**Given instruction**
In the listing below, locate the lines that hold "React" and copy them.

**Data**
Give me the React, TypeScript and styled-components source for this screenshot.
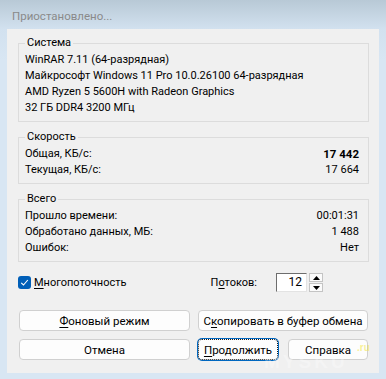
import React from "react";
import styled, { createGlobalStyle } from "styled-components";

const GlobalStyle = createGlobalStyle`
  html, body {
    margin: 0;
    padding: 0;
    background: #d8e6f3;
  }
  body {
    font-family: Roboto, "Segoe UI", sans-serif;
    font-size: 11px;
    color: #000;
  }
`;

const systemLines = [
  "WinRAR 7.11 (64-разрядная)",
  "Майкрософт Windows 11 Pro 10.0.26100 64-разрядная",
  "AMD Ryzen 5 5600H with Radeon Graphics",
  "32 ГБ DDR4 3200 МГц",
];

const speedRows = [
  { label: "Общая, КБ/с:", value: "17 442", bold: true },
  { label: "Текущая, КБ/с:", value: "17 664" },
];

const totalRows = [
  { label: "Прошло времени:", value: "00:01:31" },
  { label: "Обработано данных, МБ:", value: "1 488" },
  { label: "Ошибок:", value: "Нет" },
];

const App = () => {
  return (
    <Window>
      <GlobalStyle />
      <TitleBar>Приостановлено...</TitleBar>
      <Client>
        <Group>
          <Legend>Система</Legend>
          {systemLines.map((line, idx) => (
            <Line key={idx}>{line}</Line>
          ))}
        </Group>

        <Group $gap>
          <Legend>Скорость</Legend>
          {speedRows.map((row, idx) => (
            <Row key={idx}>
              <span>{row.label}</span>
              <Value $bold={row.bold}>{row.value}</Value>
            </Row>
          ))}
        </Group>

        <Group $gap>
          <Legend>Всего</Legend>
          {totalRows.map((row, idx) => (
            <Row key={idx}>
              <span>{row.label}</span>
              <Value>{row.value}</Value>
            </Row>
          ))}
        </Group>

        <OptionsRow>
          <CheckLabel>
            <CheckBox>
              <svg width="9" height="9" viewBox="0 0 9 9">
                <path d="M1.2 4.8 L3.5 7 L7.8 2" fill="none" stroke="#fff" strokeWidth="1.1" />
              </svg>
            </CheckBox>
            <span><Key>М</Key>ногопоточность</span>
          </CheckLabel>

          <Threads>
            <span>П<Key>о</Key>токов:</span>
            <SpinField>
              <NumberBox>12</NumberBox>
              <SpinButtons>
                <SpinButton>
                  <svg width="7" height="4" viewBox="0 0 7 4"><path d="M0 4 L3.5 0 L7 4 Z" fill="#000" /></svg>
                </SpinButton>
                <SpinButton>
                  <svg width="7" height="4" viewBox="0 0 7 4"><path d="M0 0 L3.5 4 L7 0 Z" fill="#000" /></svg>
                </SpinButton>
              </SpinButtons>
            </SpinField>
          </Threads>
        </OptionsRow>

        <Buttons>
          <Button><Key>Ф</Key>оновый режим</Button>
          <Button>С<Key>к</Key>опировать в буфер обмена</Button>
          <Button>Отмена</Button>
          <Pair>
            <Button $focused><Key>П</Key>родолжить</Button>
            <Button>Справка</Button>
          </Pair>
        </Buttons>
      </Client>

      <Brand aria-hidden="true">MYSKU</Brand>
      <Domain aria-hidden="true">.ru</Domain>
    </Window>
  );
};

const Window = styled.div`
  position: relative;
  width: 386px;
  height: 379px;
  display: flex;
  flex-direction: column;
  overflow: hidden;
  background: linear-gradient(to bottom, #b8c9d6 0px, #d2e1ef 29px, #d8e6f3 60px, #d8e6f3 100%);
`;

const TitleBar = styled.div`
  height: 29px;
  box-sizing: border-box;
  padding: 3px 0 0 12px;
  display: flex;
  align-items: center;
  color: #8a8a8a;
  font-size: 11.5px;
`;

const Client = styled.div`
  flex: 1;
  margin: 0 7px 6px 7px;
  padding: 6px 10px 0 11px;
  background: #f0f0f0;
  display: flex;
  flex-direction: column;
`;

const Group = styled.fieldset<{ $gap?: boolean }>`
  margin: ${(p) => (p.$gap ? "7px" : "0")} 0 0 0;
  padding: 1px 9px 5px 6px;
  border: 1px solid #dcdcdc;
  min-width: 0;
`;

const Legend = styled.legend`
  padding: 0 2px;
  line-height: 16px;
`;

const Line = styled.div`
  line-height: 16px;
  white-space: nowrap;
`;

const Row = styled.div`
  display: flex;
  justify-content: space-between;
  line-height: 16px;
`;

const Value = styled.span<{ $bold?: boolean }>`
  font-weight: ${(p) => (p.$bold ? 700 : 400)};
  font-size: ${(p) => (p.$bold ? "11.5px" : "inherit")};
`;

const OptionsRow = styled.div`
  margin-top: 11px;
  height: 19px;
  display: flex;
  align-items: center;
`;

const CheckLabel = styled.label`
  display: flex;
  align-items: center;
  gap: 3px;
`;

const CheckBox = styled.span`
  width: 13px;
  height: 13px;
  border-radius: 3px;
  background: #005fb8;
  display: flex;
  align-items: center;
  justify-content: center;
`;

const Key = styled.u`
  text-decoration: underline;
  text-underline-offset: 2px;
`;

const Threads = styled.div`
  margin-left: auto;
  margin-right: 46px;
  display: flex;
  align-items: center;
  gap: 19px;
`;

const SpinField = styled.div`
  display: flex;
  gap: 2px;
`;

const NumberBox = styled.div`
  width: 31px;
  height: 19px;
  box-sizing: border-box;
  padding-right: 4px;
  background: #fff;
  border-top: 1px solid #6d6d6d;
  border-left: 1px solid #6d6d6d;
  border-right: 1px solid #e3e3e3;
  border-bottom: 1px solid #e3e3e3;
  text-align: right;
  line-height: 17px;
  font-size: 12px;
`;

const SpinButtons = styled.div`
  display: flex;
  flex-direction: column;
  gap: 1px;
`;

const SpinButton = styled.div`
  width: 14px;
  height: 9px;
  box-sizing: border-box;
  border: 1px solid #c4c4c4;
  background: #fbfbfb;
  display: flex;
  align-items: center;
  justify-content: center;
`;

const Buttons = styled.div`
  margin: 18px 1px 0 1px;
  display: grid;
  grid-template-columns: 171px 170px;
  column-gap: 8px;
  row-gap: 8px;
`;

const Pair = styled.div`
  display: grid;
  grid-template-columns: 80px 80px;
  column-gap: 10px;
`;

const Button = styled.button<{ $focused?: boolean }>`
  height: 21px;
  padding: 0;
  font-family: inherit;
  font-size: 11.5px;
  white-space: nowrap;
  color: #000;
  background: #fdfdfd;
  border: 1px ${(p) => (p.$focused ? "dotted #1a1a1a" : "solid #d0d0d0")};
  border-radius: 4px;
  box-shadow: ${(p) => (p.$focused ? "0 0 0 1px #0067c0" : "none")};
`;

const Brand = styled.span`
  position: absolute;
  left: 264px;
  top: 352px;
  font-family: "Liberation Sans", sans-serif;
  font-weight: 700;
  font-size: 19px;
  line-height: 20px;
  letter-spacing: 3px;
  color: rgba(255, 255, 255, 0.3);
  pointer-events: none;
`;

const Domain = styled.span`
  position: absolute;
  left: 357px;
  top: 342px;
  font-family: "Liberation Sans", sans-serif;
  font-weight: 700;
  font-size: 10px;
  line-height: 12px;
  color: rgba(245, 230, 60, 0.55);
  pointer-events: none;
`;

export default App;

**Task answer**
Give me the React, TypeScript and styled-components source for this screenshot.
import React from "react";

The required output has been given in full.